I of course started seeing the possibilities for that old turn-of-the-century farmhouse. I imagined what was under those walls and what those wide-plank floors might look like if they were refinished. I imagined an addition. I imagined opening it up, moving the walls around, doing my best to give the kids plenty of space to run and slide in there, the way they did in the hallway at our current house.
Then we really got to dreaming: With all of that land, maybe we could put up a cool tree house. I could do more than just garden; I could build a greenhouse so I could garden year-round. We could get dogs again and let them run around free without the worry of neighbors trying to get us thrown in jail.
“I wonder how much they’ll want for the place,” Chip asked out loud. The fact that he’d said it out loud made it seem like a real possibility. Like he was thinking the same thing I was—how perfect this place would be to raise our family.

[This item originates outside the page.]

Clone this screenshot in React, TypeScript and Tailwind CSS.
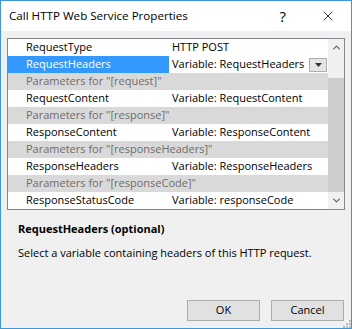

Peggy was kind enough to invite us to use that land anytime we wanted. “You don’t even need to stop in and say hi. Just treat it like your own,” she said. So we did. We went up to that property about once a week with the kids, letting them run around and stretch their legs and get fresh air. And as construction on Peggy’s villa was nearly complete, Chip found himself completely inundated with Magnolia Villa contracts and prospects.